At the same time, though, I also notice myself allowing people on “our side” to engage in name calling and, at times, unfair attacks. That’s because, on the most fundamental level, I think we are in the right. It is our territory – a place that is supposed to be free from drama, free from the usual critical voices. If someone wants to come into our house and visit for awhile, I’d appreciate they didn’t stomp around with muddy boots.

The thing is, sometimes the boots aren’t exactly caked in mud – sometimes these guests just have a bit of sand on the bottoms. We’re already so sick of vaccuuming up after rude guests, though, that the tiniest bit of sand is enough to turn us apoplectic. And that is where I get uncomfortable, because I don’t want to stoop to the level of other communities, where the slightest disagreement is treated like a federal offense. If it’s just a little sand, maybe it’s better to just kick it aside, and see if offering the guest a drink of water might just make them sit tight for a minute and stop tracking sand all over the floor.

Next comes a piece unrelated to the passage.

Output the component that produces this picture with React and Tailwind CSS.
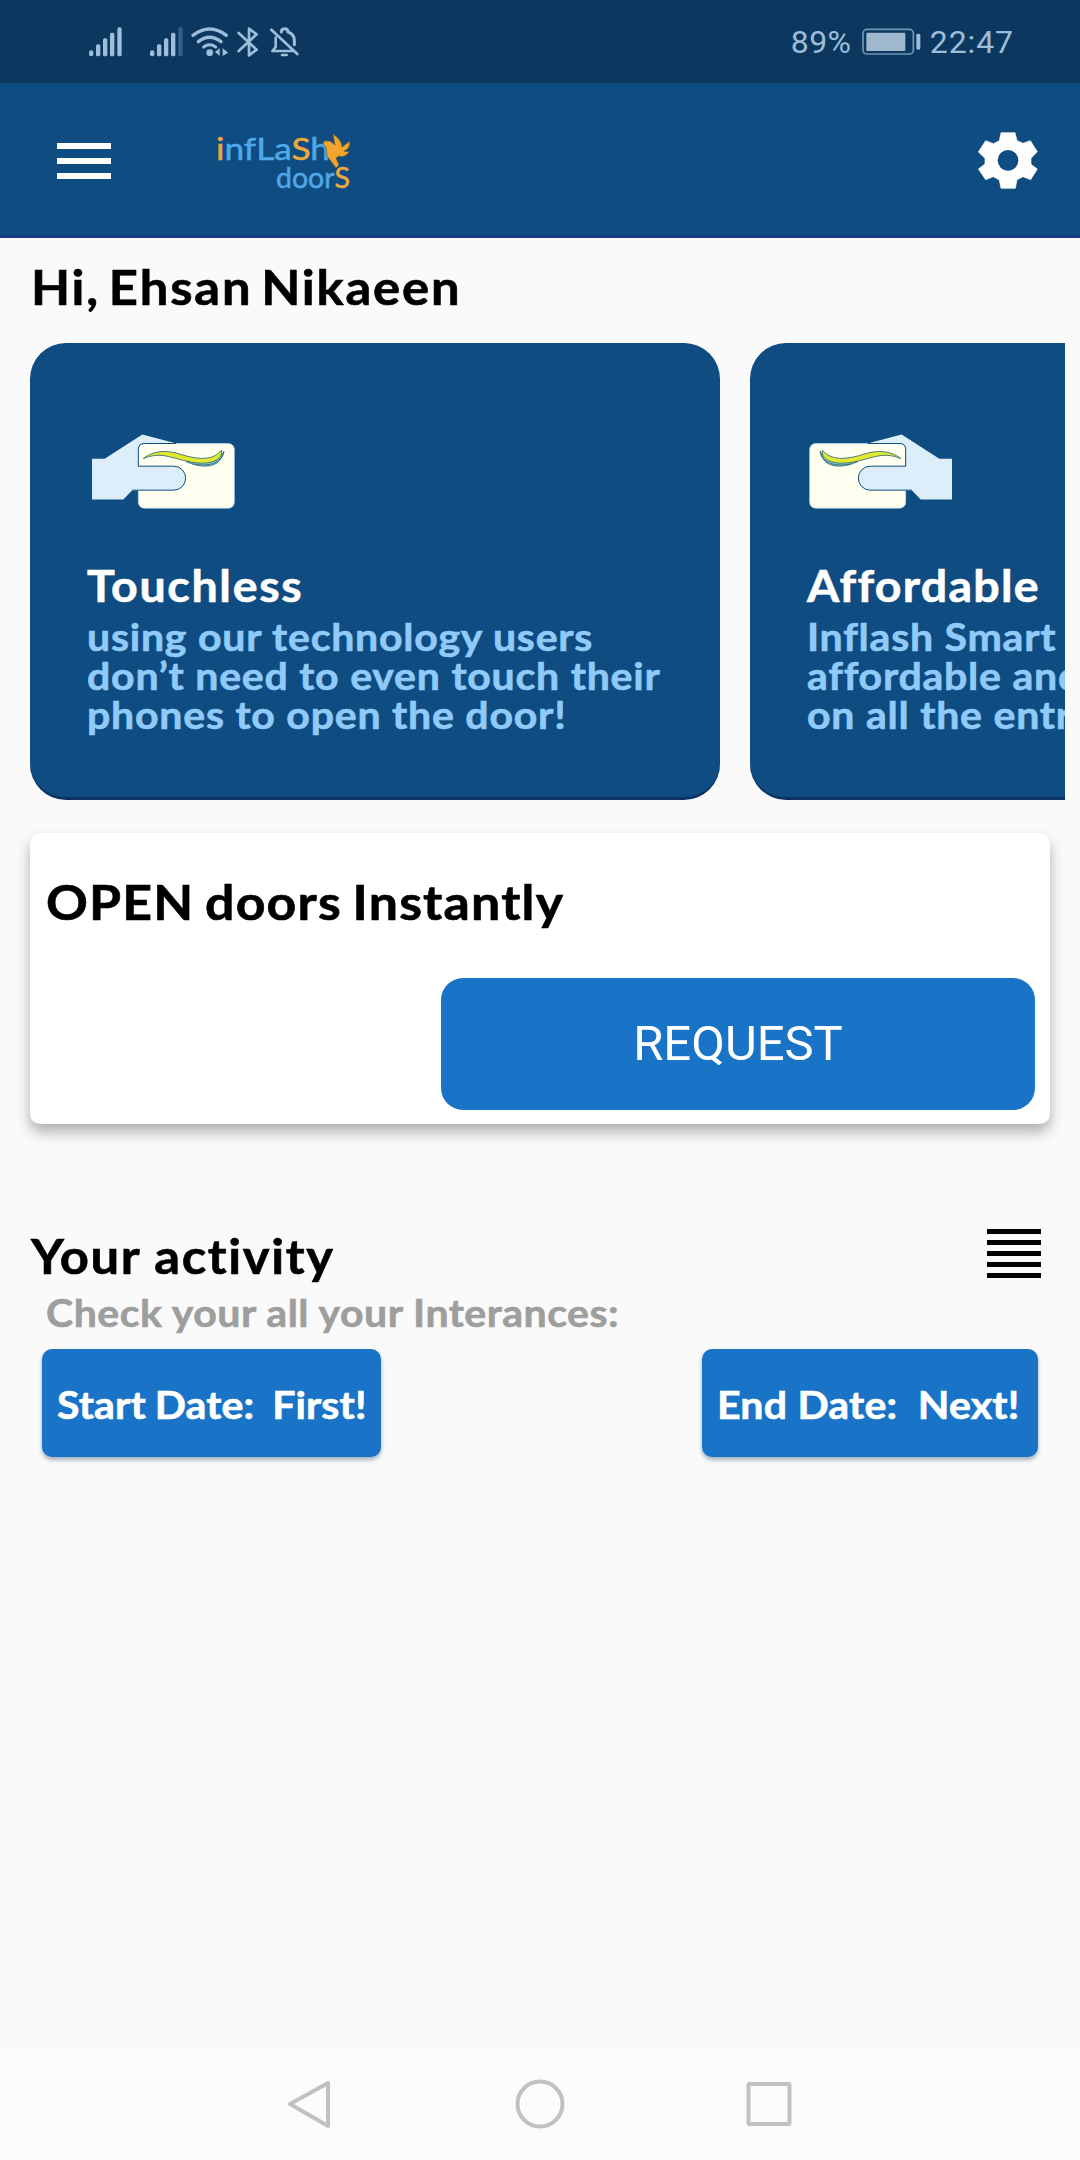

I get that this can veer into uncomfortable interactions for some people, because hey, when you’ve been treated like freaking Cinderella and forced to clean up someone else’s shit while simultaneously ridiculed and insulted, a tiny bit of sand can be a huge pain in the ass. But I’ve seen the same people who initially came in tracking mud on the floor turn around and ask if they could help mop it up. Sometimes you just need to give someone a chance. Sometimes you catch more flies with honey than with vinegar (a nice reminder for those perpetuating the salt-and-vinegar torture I alluded to above).

I see Fearless Formula Feeder – the site, the Facebook page, and the persona- as standing for infant feeding freedom first and foremost. But FFF also stands for honesty, open-mindedness, respect, and fairness. We have to give people a chance to engage with us if we’re going to make any progress in ending this ridiculous breast vs bottle war. I know, I know – many of us feel like it’s only a war because the “other side” has made it so, and I think there is a lot of truth to that. And I know it feels really sucky to have to be the bigger person and treat others how you want to be treated, especially when they aren’t giving you the same respect.

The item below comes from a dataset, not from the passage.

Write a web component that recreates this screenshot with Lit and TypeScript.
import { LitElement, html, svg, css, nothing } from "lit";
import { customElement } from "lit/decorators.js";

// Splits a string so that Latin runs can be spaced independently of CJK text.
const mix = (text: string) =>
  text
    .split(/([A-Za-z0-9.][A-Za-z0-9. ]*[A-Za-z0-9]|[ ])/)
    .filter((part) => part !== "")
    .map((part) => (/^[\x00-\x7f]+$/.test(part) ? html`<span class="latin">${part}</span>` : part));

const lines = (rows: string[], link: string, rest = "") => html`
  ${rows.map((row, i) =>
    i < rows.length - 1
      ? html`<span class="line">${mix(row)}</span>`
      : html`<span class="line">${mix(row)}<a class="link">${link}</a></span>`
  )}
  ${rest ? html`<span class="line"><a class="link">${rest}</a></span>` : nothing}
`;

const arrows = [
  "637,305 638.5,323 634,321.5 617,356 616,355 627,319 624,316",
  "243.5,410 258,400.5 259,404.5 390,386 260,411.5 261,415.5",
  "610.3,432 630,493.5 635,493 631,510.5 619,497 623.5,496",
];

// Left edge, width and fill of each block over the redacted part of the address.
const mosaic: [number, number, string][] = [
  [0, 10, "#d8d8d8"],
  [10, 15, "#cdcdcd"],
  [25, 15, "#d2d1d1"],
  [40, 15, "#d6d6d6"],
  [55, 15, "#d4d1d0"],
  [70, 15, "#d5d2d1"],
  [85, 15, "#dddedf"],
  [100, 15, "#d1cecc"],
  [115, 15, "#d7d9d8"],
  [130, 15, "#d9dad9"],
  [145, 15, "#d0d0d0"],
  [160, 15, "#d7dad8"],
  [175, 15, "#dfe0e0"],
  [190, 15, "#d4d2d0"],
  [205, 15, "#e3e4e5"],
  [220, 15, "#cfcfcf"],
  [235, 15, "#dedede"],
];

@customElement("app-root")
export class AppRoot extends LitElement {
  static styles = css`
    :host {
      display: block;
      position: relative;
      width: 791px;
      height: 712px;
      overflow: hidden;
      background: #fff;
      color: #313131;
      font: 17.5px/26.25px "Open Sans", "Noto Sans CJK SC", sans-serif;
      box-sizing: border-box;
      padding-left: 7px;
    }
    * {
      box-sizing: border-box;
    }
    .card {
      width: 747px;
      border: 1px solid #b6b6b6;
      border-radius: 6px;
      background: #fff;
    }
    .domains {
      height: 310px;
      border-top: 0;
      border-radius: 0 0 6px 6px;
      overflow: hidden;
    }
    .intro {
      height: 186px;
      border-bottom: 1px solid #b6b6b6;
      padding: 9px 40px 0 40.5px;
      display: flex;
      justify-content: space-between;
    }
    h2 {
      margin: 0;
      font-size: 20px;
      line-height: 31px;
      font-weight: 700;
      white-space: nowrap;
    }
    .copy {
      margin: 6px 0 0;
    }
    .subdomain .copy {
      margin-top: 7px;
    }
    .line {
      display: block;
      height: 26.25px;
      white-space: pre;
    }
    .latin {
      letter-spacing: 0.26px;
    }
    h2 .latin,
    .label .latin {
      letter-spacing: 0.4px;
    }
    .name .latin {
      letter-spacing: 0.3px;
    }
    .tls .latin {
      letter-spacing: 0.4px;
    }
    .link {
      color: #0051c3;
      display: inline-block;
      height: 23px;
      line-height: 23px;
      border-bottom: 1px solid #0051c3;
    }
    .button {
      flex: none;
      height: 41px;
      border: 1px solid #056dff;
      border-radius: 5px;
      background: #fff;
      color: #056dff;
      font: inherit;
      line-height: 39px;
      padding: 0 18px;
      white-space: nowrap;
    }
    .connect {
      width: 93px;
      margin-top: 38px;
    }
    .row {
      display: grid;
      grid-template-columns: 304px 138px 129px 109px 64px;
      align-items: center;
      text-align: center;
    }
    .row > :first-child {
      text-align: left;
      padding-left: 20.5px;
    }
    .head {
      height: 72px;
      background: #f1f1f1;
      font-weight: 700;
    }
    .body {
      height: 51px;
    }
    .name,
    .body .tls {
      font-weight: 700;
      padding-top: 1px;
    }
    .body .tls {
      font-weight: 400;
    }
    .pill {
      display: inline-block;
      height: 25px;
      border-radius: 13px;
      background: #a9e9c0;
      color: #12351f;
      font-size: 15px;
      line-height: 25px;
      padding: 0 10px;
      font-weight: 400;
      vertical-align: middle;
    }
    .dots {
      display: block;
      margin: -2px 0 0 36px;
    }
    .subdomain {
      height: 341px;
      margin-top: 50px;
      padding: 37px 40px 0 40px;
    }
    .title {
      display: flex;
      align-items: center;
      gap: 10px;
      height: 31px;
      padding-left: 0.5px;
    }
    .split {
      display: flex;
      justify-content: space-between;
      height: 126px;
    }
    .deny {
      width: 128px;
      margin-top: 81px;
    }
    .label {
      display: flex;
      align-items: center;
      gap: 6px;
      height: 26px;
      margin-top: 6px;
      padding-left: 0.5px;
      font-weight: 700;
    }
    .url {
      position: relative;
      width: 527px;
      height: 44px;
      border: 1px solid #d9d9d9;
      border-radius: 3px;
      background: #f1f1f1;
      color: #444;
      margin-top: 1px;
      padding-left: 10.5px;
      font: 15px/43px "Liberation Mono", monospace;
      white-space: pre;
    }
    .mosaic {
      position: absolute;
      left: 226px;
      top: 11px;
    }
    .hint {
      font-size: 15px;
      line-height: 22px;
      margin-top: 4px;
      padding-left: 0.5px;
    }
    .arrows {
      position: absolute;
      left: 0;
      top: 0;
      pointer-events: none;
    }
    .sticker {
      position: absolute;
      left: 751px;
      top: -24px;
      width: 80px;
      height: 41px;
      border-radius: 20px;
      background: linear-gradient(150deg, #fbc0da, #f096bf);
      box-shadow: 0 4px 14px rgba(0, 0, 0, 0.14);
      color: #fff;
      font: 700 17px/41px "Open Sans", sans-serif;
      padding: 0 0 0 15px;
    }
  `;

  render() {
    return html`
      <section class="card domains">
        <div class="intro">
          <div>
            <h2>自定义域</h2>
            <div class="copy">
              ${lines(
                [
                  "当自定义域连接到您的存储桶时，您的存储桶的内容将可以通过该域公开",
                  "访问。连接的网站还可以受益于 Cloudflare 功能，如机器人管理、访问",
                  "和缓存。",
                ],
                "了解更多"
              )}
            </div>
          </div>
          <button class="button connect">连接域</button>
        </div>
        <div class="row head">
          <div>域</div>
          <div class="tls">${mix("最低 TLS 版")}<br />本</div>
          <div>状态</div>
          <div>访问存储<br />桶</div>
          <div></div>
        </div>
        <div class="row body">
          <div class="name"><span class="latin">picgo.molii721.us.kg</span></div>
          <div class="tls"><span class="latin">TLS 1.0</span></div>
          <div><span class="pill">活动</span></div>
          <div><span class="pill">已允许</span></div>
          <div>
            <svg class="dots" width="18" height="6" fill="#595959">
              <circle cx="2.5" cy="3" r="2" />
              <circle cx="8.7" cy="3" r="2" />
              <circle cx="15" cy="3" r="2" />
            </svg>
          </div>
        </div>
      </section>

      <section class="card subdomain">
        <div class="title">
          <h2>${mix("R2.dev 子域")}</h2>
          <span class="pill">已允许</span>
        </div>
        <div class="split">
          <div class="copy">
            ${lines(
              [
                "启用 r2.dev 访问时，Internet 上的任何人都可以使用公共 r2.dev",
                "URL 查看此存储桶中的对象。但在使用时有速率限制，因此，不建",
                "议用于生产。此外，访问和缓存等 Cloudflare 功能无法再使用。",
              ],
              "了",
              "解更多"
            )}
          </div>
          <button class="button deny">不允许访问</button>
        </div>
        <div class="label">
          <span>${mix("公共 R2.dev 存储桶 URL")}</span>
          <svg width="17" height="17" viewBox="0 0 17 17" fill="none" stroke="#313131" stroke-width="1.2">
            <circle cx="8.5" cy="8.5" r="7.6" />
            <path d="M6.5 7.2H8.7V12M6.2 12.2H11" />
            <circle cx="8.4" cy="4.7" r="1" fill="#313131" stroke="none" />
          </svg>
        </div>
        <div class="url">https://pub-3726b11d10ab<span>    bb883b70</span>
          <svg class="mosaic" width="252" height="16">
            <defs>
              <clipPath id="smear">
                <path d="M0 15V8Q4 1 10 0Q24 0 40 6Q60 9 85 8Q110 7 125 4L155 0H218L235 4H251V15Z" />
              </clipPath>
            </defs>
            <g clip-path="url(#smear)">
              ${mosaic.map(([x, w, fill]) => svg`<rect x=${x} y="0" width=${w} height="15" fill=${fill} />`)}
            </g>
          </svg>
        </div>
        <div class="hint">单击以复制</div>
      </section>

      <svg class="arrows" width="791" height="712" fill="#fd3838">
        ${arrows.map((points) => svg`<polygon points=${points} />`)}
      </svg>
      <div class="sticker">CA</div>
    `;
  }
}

Don’t get me wrong – this doesn’t mean you can’t fight fire with fire. I love the articulate, targeted way some of you choose to fight back. You fight science with science, studies with studies, anecdotes with anecdotes. That’s the way to do it. Stooping to calling someone a “lactonazi” or making blanket statements about breastfeeding mothers is only perpetuating the belief that all formula feeders are anti-breastfeeding, when I know most of us are the farthest thing from it. I don’t want to feel like a sanctimonious jerk by reminding the community about that. I also don’t want to seem like I am not jumping to the defense of those I care so deeply about defending.

I think the point of this rant is as follows: FFF serves a few purposes – it exists to support mothers who are bottle feeding in a practical manner, both emotionally and with research-based and peer-oriented advice on feeding logistics. It also exists as an advocacy site, to protect the rights of formula feeding, tube feeding, and combo feeding parents. It supports  women in their individual breastfeeding journeys (i.e., helping with encouragement for moms wanting to try again, or moms who are currently struggling but want to continue to breastfeed). And it promotes a conversation between infant feeding activists, mothers, physicians, researchers, and interested parties to try and make some progress so that things aren’t so crappy for future generations of mothers.

Therefore, the Facebook page is sometimes not going to be a safe haven. There are going to be times when someone might say something that hurts you deeply, and I invite you to express that hurt, and strike out in the most powerful way you can – by speaking your truth, being proud of your choices, and knowing that the power of the community is behind you. And my promise to you is that while I will gladly allow the sandy shoed folks to hang around and contribute, I will not stand for people tracking mud all over my living room. Or if they do, they better plan to stick around and Hoover the crap out of the place.